THE UNLABELED ANTIBODY ENZYME METHOD OF IMMUNOCYTOCHEMISTRY QUANTITATIVE COMPARISON OF SENSITIVITIES WITH AND WITHOUT PEROXIDASE-ANTIPEROXIDASE COMPLEX

Abstract
Araldite sections of rat pituitary intermediate lobe were used with anti-17-39 adrenocorticotropin in the unlabeled antibody enzyme method to compare electron microscopic immunocytochemical staining by peroxidase-antiperoxidase complex (PAP) with antiserum or purified antibody to peroxidase followed by peroxidase (PO). Quantitation of normalized optical densities of secretory granules offered high significance comparison (P < 0.0001) of experimental with control values and of experimental values with each other. Use of purified antibody (prepared by a new density gradient method) yielded four times higher sensitivity than antiserum to PO, while a 6.5-fold increase would have been expected from the degree of contamination of anti-PO in the serum by nonanti-PO immunoglobulin. Use of PAP was four to five times more sensitive than purified anti-PO and 20 times more sensitive than antiserum to PO. The increased sensitivity of PAP is explained by the high over-all binding affinity of PO for anti-PO in the cyclic PAP molecule, thus preventing the losses of PO that occur during washing when anti-PO and PO have been applied in sequence.

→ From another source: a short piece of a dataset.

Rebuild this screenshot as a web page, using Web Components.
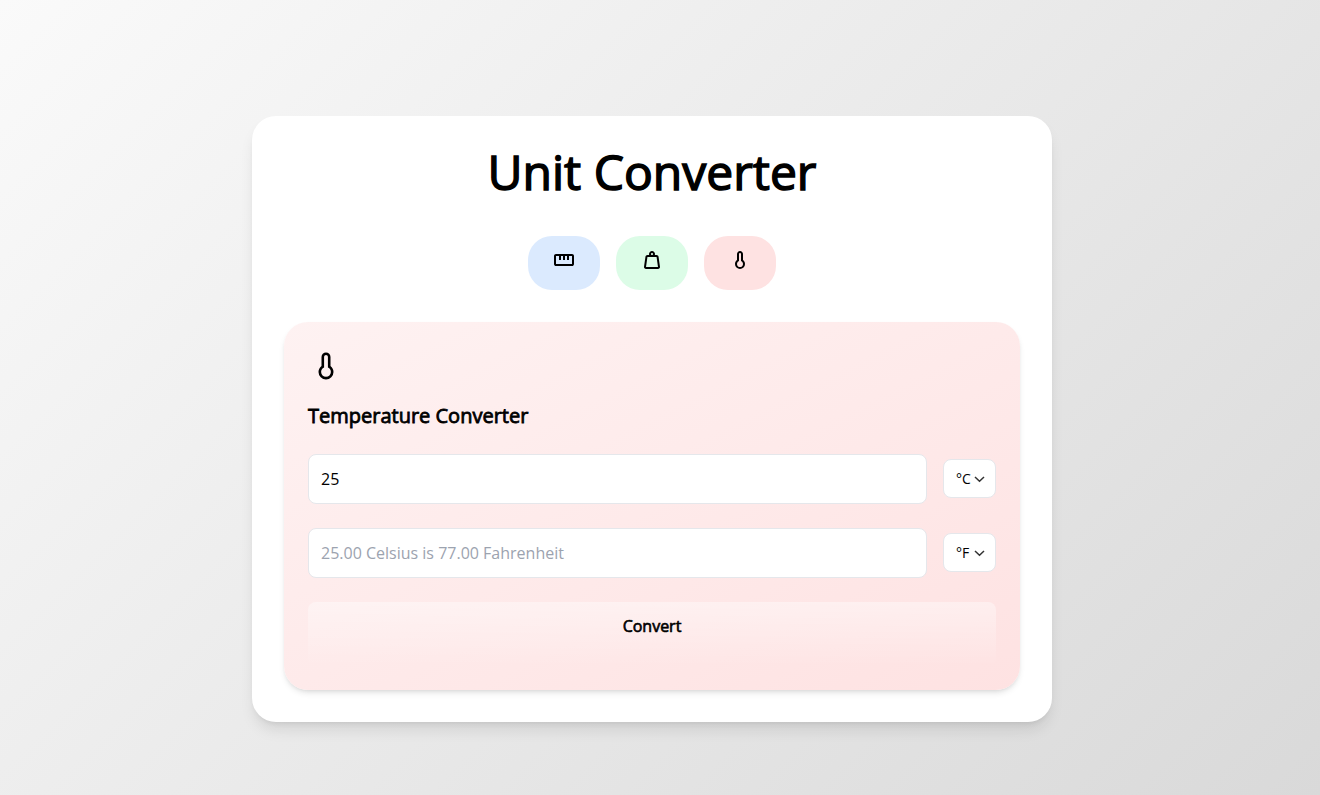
<!DOCTYPE html>
<html lang="en">
<head>
<meta charset="utf-8">
<meta name="viewport" content="width=device-width, initial-scale=1">
<title>Unit Converter</title>
<style>
  html { min-height: 100%; background: linear-gradient(135deg, #fafafa, #d9d9d9); }
  body { margin: 0; font-family: "Open Sans", "Noto Sans", sans-serif; color: #000; line-height: 24px; }
</style>
</head>
<body>
<unit-converter></unit-converter>

<script>
const ICONS = {
  ruler: 'M160-240q-33 0-56.5-23.5T80-320v-320q0-33 23.5-56.5T160-720h640q33 0 56.5 23.5T880-640v320q0 33-23.5 56.5T800-240H160Zm0-80h640v-320H680v160h-80v-160h-80v160h-80v-160h-80v160h-80v-160H160v320Z',
  weight: 'M240-200h480l-57-400H297l-57 400Zm240-480q17 0 28.5-11.5T520-720q0-17-11.5-28.5T480-760q-17 0-28.5 11.5T440-720q0 17 11.5 28.5T480-680Zm113 0h70q30 0 52 20t27 49l57 400q5 36-18.5 63.5T720-120H240q-37 0-60.5-27.5T161-211l57-400q5-29 27-49t52-20h70q-3-10-5-19.5t-2-20.5q0-50 35-85t85-35q50 0 85 35t35 85q0 11-2 20.5t-5 19.5Z',
  thermometer: 'M480-120q-83 0-141.5-58.5T280-320q0-48 21-89.5t59-70.5v-240q0-50 35-85t85-35q50 0 85 35t35 85v240q38 29 59 70.5t21 89.5q0 83-58.5 141.5T480-120Zm0-80q50 0 85-35t35-85q0-29-12.5-54T552-416l-32-24v-280q0-17-11.5-28.5T480-760q-17 0-28.5 11.5T440-720v280l-32 24q-23 17-35.5 42T360-320q0 50 35 85t85 35Z',
  /* lighter stroke for display sizes */
  thermometerLarge: 'M480-120q-83 0-141.5-58.5T280-320q0-48 21-89.5t59-70.5v-240q0-50 35-85t85-35q50 0 85 35t35 85v240q38 29 59 70.5t21 89.5q0 83-58.5 141.5T480-120Zm0-71q54 0 92-38t38-91q0-32-14-59t-39-45l-26-19v-278q0-22-15-37t-36-15q-21 0-36 15t-15 37v278l-26 19q-25 18-39 45t-14 59q0 53 38 91t92 38Z'
};

class UnitIcon extends HTMLElement {
  connectedCallback() {
    this.attachShadow({ mode: 'open' }).innerHTML = `
      <style>
        :host { display: block; width: var(--icon-size, 24px); height: var(--icon-size, 24px); }
        svg { display: block; width: 100%; height: 100%; fill: currentColor; }
      </style>
      <svg viewBox="0 -960 960 960" aria-hidden="true"><path d="${ICONS[this.getAttribute('name')]}"/></svg>`;
  }
}
customElements.define('unit-icon', UnitIcon);

class UnitTab extends HTMLElement {
  connectedCallback() {
    this.attachShadow({ mode: 'open' }).innerHTML = `
      <style>
        :host { display: block; }
        button { display: block; border: 0; border-radius: 24px; padding: 12px 24px 18px; color: inherit; background: var(--tab-color); cursor: pointer; }
      </style>
      <button type="button" aria-label="${this.getAttribute('label')}"><unit-icon name="${this.getAttribute('icon')}"></unit-icon></button>`;
  }
}
customElements.define('unit-tab', UnitTab);

class UnitField extends HTMLElement {
  connectedCallback() {
    const name = this.getAttribute('label');
    const selected = this.getAttribute('unit');
    const options = ['°C', '°F', 'K'].map(u => `<option${u === selected ? ' selected' : ''}>${u}</option>`).join('');
    this.attachShadow({ mode: 'open' }).innerHTML = `
      <style>
        :host { display: flex; align-items: center; gap: 16px; }
        input, select { box-sizing: border-box; margin: 0; font-family: inherit; color: #000; background: #fff; border: 1px solid #e5e7eb; border-radius: 8px; }
        input { flex: 1; min-width: 0; height: 50px; padding: 12px; font-size: 16px; line-height: 24px; }
        input::placeholder { color: #9ca3af; opacity: 1; }
        .unit { display: grid; grid-template-columns: 1fr 23px; align-items: center; margin-bottom: 1px; }
        select { grid-area: 1 / 1 / 2 / 3; appearance: none; width: 53px; height: 39px; padding: 0 0 0 12px; font-size: 14px; }
        svg { grid-area: 1 / 2; width: 12px; height: 12px; fill: none; stroke: #333; stroke-width: 1.5; pointer-events: none; }
      </style>
      <input type="text" aria-label="${name}" value="${this.getAttribute('value') || ''}" placeholder="${this.getAttribute('placeholder') || ''}"${this.hasAttribute('readonly') ? ' readonly' : ''}>
      <div class="unit">
        <select aria-label="${name} unit">${options}</select>
        <svg viewBox="0 0 12 12" aria-hidden="true"><path d="M2 4l4.500 4.300L11 4"/></svg>
      </div>`;
  }
}
customElements.define('unit-field', UnitField);

class ConverterPanel extends HTMLElement {
  connectedCallback() {
    this.attachShadow({ mode: 'open' }).innerHTML = `
      <style>
        :host { display: flex; flex-direction: column; gap: 24px; padding: 24px; border-radius: 24px;
          background: linear-gradient(to bottom right, #fef2f2, #fee2e2);
          box-shadow: 0 4px 6px -1px rgb(0 0 0 / .1), 0 2px 4px -2px rgb(0 0 0 / .1); }
        header { display: flex; flex-direction: column; gap: 16px; }
        unit-icon { --icon-size: 36px; padding: 2px 0; }
        h2 { margin: 0; font-size: 20px; line-height: 28px; font-weight: 400; -webkit-text-stroke: 0.04em currentColor; }
        button { height: 64px; border: 0; border-radius: 8px; padding: 12px 16px 28px; font: inherit; font-size: 16px; line-height: 24px; color: inherit; -webkit-text-stroke: 0.04em currentColor;
          background: linear-gradient(to bottom, rgb(255 255 255 / .4), rgb(255 255 255 / 0)); cursor: pointer; }
      </style>
      <header>
        <unit-icon name="thermometerLarge"></unit-icon>
        <h2><slot name="title"></slot></h2>
      </header>
      <slot></slot>
      <button type="button">Convert</button>`;
  }
}
customElements.define('converter-panel', ConverterPanel);

class UnitConverter extends HTMLElement {
  connectedCallback() {
    this.attachShadow({ mode: 'open' }).innerHTML = `
      <style>
        :host { display: block; padding: 116px 16px 64px 0; }
        main { box-sizing: border-box; max-width: 800px; margin: 0 auto; padding: 32px; border-radius: 24px; background: #fff;
          box-shadow: 0 10px 15px -3px rgb(0 0 0 / .1), 0 4px 6px -4px rgb(0 0 0 / .1); }
        h1 { margin: 0 0 40px; text-align: center; font-size: 48px; line-height: 48px; font-weight: 400; -webkit-text-stroke: 0.03em currentColor; }
        nav { display: flex; justify-content: center; gap: 16px; margin-bottom: 32px; }
      </style>
      <main>
        <h1>Unit Converter</h1>
        <nav aria-label="Converters">
          <unit-tab icon="ruler" label="Length" style="--tab-color: #dbeafe"></unit-tab>
          <unit-tab icon="weight" label="Weight" style="--tab-color: #dcfce7"></unit-tab>
          <unit-tab icon="thermometer" label="Temperature" style="--tab-color: #fee2e2"></unit-tab>
        </nav>
        <converter-panel>
          <span slot="title">Temperature Converter</span>
          <unit-field label="From" value="25" unit="°C"></unit-field>
          <unit-field label="Result" placeholder="25.00 Celsius is 77.00 Fahrenheit" unit="°F" readonly></unit-field>
        </converter-panel>
      </main>`;
  }
}
customElements.define('unit-converter', UnitConverter);
</script>
</body>
</html>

Identification of the characteristic, cyclic PAP molecules affords confirmation of specific staining at high resolution. In the sequential application of anti-PO and PO, no PAP molecules are formed, thus making distinction of specific from nonspecific deposition of enzyme reaction products ambiguous. With the use of anti-17-39 ACTH and the intermediate lobe, the unlabeled antibody enzyme method was 16,000-100,000 times more sensitive than radioimmunoassay.